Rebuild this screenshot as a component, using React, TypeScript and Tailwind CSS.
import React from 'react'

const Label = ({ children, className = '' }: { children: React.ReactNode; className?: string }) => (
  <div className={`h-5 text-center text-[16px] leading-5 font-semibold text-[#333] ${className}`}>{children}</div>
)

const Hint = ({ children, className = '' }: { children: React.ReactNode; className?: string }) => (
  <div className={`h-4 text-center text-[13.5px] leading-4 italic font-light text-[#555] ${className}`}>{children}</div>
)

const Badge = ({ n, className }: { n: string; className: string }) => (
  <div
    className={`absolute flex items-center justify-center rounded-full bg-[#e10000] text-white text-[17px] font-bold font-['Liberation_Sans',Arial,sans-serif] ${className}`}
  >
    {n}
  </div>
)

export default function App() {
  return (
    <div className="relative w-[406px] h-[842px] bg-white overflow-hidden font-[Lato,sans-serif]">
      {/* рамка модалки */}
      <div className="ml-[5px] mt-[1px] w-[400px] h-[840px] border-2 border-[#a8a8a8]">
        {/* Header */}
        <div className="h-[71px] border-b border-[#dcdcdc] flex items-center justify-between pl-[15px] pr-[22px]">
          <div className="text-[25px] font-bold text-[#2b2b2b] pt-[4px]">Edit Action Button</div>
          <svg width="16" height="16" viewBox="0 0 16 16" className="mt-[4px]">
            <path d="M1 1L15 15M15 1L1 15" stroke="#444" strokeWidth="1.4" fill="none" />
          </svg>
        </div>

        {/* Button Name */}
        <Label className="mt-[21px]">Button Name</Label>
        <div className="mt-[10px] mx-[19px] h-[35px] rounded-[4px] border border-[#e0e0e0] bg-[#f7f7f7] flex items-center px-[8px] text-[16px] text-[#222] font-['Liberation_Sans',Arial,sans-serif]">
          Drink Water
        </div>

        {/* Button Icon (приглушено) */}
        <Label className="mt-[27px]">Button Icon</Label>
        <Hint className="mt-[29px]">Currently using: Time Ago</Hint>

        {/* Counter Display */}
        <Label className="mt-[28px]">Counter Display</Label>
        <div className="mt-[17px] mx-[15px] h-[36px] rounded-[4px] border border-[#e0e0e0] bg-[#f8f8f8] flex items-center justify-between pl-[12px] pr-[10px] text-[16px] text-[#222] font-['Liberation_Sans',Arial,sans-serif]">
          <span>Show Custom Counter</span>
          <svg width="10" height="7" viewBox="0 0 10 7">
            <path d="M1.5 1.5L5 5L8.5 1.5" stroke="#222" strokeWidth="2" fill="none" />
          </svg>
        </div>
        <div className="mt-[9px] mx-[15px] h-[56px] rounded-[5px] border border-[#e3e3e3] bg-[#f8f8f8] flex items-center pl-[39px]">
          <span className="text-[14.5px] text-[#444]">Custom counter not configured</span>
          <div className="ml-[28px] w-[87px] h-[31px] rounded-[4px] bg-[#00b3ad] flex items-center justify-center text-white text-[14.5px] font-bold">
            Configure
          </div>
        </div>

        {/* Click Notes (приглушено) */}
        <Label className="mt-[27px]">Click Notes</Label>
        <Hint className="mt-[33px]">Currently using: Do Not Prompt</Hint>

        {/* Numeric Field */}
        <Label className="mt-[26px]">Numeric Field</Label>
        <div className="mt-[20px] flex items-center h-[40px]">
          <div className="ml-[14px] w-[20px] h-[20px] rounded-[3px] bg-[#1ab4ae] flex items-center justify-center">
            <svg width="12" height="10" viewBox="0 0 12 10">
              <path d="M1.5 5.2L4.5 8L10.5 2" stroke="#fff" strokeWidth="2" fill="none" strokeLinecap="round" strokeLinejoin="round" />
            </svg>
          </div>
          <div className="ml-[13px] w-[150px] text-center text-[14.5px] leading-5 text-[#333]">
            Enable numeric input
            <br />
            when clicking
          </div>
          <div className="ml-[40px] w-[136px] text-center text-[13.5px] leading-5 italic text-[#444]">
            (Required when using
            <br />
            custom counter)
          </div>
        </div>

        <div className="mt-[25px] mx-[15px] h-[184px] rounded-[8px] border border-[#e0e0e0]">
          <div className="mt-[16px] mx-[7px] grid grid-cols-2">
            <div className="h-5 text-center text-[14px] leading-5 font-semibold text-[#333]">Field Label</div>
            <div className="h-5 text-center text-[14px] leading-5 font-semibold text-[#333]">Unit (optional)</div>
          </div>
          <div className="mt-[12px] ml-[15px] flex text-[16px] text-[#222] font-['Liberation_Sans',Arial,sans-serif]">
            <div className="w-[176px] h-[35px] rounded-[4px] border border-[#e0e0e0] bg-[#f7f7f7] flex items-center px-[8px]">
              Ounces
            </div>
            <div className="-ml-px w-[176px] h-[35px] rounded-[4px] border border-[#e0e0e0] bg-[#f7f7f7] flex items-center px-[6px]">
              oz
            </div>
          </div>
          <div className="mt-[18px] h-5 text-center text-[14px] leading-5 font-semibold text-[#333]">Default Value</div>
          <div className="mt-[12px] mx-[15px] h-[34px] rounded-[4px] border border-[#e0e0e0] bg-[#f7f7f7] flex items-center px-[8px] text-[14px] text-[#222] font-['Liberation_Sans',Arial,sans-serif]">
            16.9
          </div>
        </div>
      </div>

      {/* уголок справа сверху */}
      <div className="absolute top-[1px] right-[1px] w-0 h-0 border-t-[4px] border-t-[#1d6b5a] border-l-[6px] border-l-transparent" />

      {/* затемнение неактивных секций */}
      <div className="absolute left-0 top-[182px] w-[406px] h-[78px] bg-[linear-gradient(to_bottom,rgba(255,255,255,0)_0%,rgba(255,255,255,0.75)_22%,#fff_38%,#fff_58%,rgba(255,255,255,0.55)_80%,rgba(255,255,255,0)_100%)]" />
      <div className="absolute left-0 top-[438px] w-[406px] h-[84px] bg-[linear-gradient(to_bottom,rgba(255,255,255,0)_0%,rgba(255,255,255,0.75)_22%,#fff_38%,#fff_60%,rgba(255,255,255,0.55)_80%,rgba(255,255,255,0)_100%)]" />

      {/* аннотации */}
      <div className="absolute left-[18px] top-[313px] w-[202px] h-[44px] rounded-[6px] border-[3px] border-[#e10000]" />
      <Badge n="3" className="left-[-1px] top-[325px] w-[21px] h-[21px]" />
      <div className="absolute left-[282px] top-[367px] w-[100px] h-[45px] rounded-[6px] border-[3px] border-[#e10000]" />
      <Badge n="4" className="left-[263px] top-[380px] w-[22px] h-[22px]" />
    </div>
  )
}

++++

Print, please, the lines above from the very first through the one that holds "import React from 'react'", both included, word for word and with nothing else.

Rebuild this screenshot as a component, using React, TypeScript and Tailwind CSS.
import React from 'react'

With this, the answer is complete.